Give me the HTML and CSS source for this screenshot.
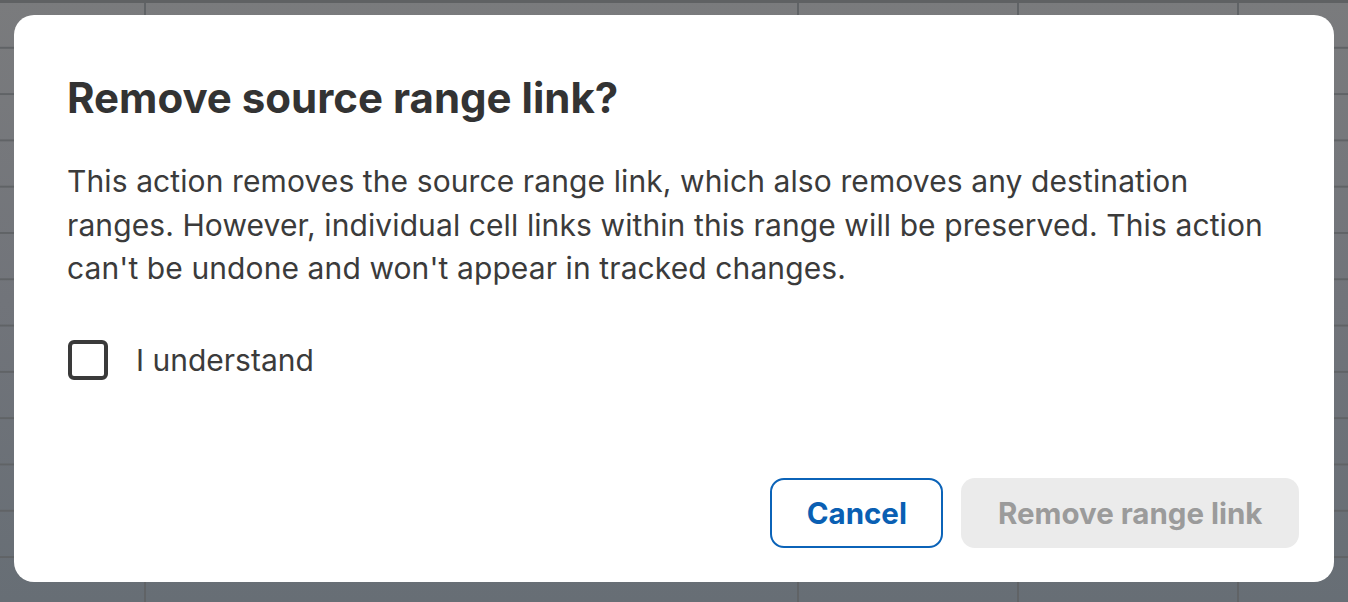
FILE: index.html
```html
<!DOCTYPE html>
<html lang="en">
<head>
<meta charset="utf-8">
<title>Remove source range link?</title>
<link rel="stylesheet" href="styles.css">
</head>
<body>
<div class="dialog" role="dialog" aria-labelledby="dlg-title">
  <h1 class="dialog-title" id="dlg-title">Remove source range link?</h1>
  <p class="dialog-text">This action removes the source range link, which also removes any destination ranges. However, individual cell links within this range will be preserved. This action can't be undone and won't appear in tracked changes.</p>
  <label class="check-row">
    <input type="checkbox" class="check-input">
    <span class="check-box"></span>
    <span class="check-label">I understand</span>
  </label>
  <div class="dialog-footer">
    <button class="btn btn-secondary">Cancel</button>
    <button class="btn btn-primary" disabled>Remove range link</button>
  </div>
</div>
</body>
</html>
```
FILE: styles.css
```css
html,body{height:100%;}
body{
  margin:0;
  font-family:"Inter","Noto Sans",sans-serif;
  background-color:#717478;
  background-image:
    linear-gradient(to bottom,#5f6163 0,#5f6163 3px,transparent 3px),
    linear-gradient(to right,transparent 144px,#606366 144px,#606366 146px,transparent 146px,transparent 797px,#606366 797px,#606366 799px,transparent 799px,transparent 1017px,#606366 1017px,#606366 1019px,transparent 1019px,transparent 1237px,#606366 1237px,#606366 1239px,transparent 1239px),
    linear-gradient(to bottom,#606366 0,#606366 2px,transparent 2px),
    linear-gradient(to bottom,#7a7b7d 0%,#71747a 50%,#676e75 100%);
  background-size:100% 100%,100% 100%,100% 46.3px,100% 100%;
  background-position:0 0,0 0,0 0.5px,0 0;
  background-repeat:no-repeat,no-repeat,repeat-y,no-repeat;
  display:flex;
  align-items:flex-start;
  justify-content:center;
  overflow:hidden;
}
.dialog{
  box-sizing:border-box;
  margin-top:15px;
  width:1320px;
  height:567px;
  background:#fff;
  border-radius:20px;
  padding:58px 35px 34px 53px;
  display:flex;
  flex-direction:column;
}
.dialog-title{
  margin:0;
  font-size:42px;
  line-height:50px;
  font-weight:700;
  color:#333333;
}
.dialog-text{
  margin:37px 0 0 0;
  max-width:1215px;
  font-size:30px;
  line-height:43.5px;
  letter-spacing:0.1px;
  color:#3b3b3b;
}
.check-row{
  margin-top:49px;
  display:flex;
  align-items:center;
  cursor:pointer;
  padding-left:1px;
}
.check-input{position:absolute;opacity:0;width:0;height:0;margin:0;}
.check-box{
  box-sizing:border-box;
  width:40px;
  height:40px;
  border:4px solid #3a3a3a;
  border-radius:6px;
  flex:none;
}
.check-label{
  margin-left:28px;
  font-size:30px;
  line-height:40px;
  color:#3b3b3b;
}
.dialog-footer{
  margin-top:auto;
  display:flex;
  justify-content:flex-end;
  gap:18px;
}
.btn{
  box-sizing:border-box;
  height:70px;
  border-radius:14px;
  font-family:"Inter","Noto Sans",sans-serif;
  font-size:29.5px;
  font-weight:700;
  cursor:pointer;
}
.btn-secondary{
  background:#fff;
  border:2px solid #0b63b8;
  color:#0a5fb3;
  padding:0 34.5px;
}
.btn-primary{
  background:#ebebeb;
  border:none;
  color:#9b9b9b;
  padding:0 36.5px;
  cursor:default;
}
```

*Given problem:*
Reproduce each line exactly as it appears, omitting the pictures.

*Complete response:*
Give me the HTML and CSS source for this screenshot.
FILE: index.html
```html
<!DOCTYPE html>
<html lang="en">
<head>
<meta charset="utf-8">
<title>Remove source range link?</title>
<link rel="stylesheet" href="styles.css">
</head>
<body>
<div class="dialog" role="dialog" aria-labelledby="dlg-title">
  <h1 class="dialog-title" id="dlg-title">Remove source range link?</h1>
  <p class="dialog-text">This action removes the source range link, which also removes any destination ranges. However, individual cell links within this range will be preserved. This action can't be undone and won't appear in tracked changes.</p>
  <label class="check-row">
    <input type="checkbox" class="check-input">
    <span class="check-box"></span>
    <span class="check-label">I understand</span>
  </label>
  <div class="dialog-footer">
    <button class="btn btn-secondary">Cancel</button>
    <button class="btn btn-primary" disabled>Remove range link</button>
  </div>
</div>
</body>
</html>
```
FILE: styles.css
```css
html,body{height:100%;}
body{
  margin:0;
  font-family:"Inter","Noto Sans",sans-serif;
  background-color:#717478;
  background-image:
    linear-gradient(to bottom,#5f6163 0,#5f6163 3px,transparent 3px),
    linear-gradient(to right,transparent 144px,#606366 144px,#606366 146px,transparent 146px,transparent 797px,#606366 797px,#606366 799px,transparent 799px,transparent 1017px,#606366 1017px,#606366 1019px,transparent 1019px,transparent 1237px,#606366 1237px,#606366 1239px,transparent 1239px),
    linear-gradient(to bottom,#606366 0,#606366 2px,transparent 2px),
    linear-gradient(to bottom,#7a7b7d 0%,#71747a 50%,#676e75 100%);
  background-size:100% 100%,100% 100%,100% 46.3px,100% 100%;
  background-position:0 0,0 0,0 0.5px,0 0;
  background-repeat:no-repeat,no-repeat,repeat-y,no-repeat;
  display:flex;
  align-items:flex-start;
  justify-content:center;
  overflow:hidden;
}
.dialog{
  box-sizing:border-box;
  margin-top:15px;
  width:1320px;
  height:567px;
  background:#fff;
  border-radius:20px;
  padding:58px 35px 34px 53px;
  display:flex;
  flex-direction:column;
}
.dialog-title{
  margin:0;
  font-size:42px;
  line-height:50px;
  font-weight:700;
  color:#333333;
}
.dialog-text{
  margin:37px 0 0 0;
  max-width:1215px;
  font-size:30px;
  line-height:43.5px;
  letter-spacing:0.1px;
  color:#3b3b3b;
}
.check-row{
  margin-top:49px;
  display:flex;
  align-items:center;
  cursor:pointer;
  padding-left:1px;
}
.check-input{position:absolute;opacity:0;width:0;height:0;margin:0;}
.check-box{
  box-sizing:border-box;
  width:40px;
  height:40px;
  border:4px solid #3a3a3a;
  border-radius:6px;
  flex:none;
}
.check-label{
  margin-left:28px;
  font-size:30px;
  line-height:40px;
  color:#3b3b3b;
}
.dialog-footer{
  margin-top:auto;
  display:flex;
  justify-content:flex-end;
  gap:18px;
}
.btn{
  box-sizing:border-box;
  height:70px;
  border-radius:14px;
  font-family:"Inter","Noto Sans",sans-serif;
  font-size:29.5px;
  font-weight:700;
  cursor:pointer;
}
.btn-secondary{
  background:#fff;
  border:2px solid #0b63b8;
  color:#0a5fb3;
  padding:0 34.5px;
}
.btn-primary{
  background:#ebebeb;
  border:none;
  color:#9b9b9b;
  padding:0 36.5px;
  cursor:default;
}
```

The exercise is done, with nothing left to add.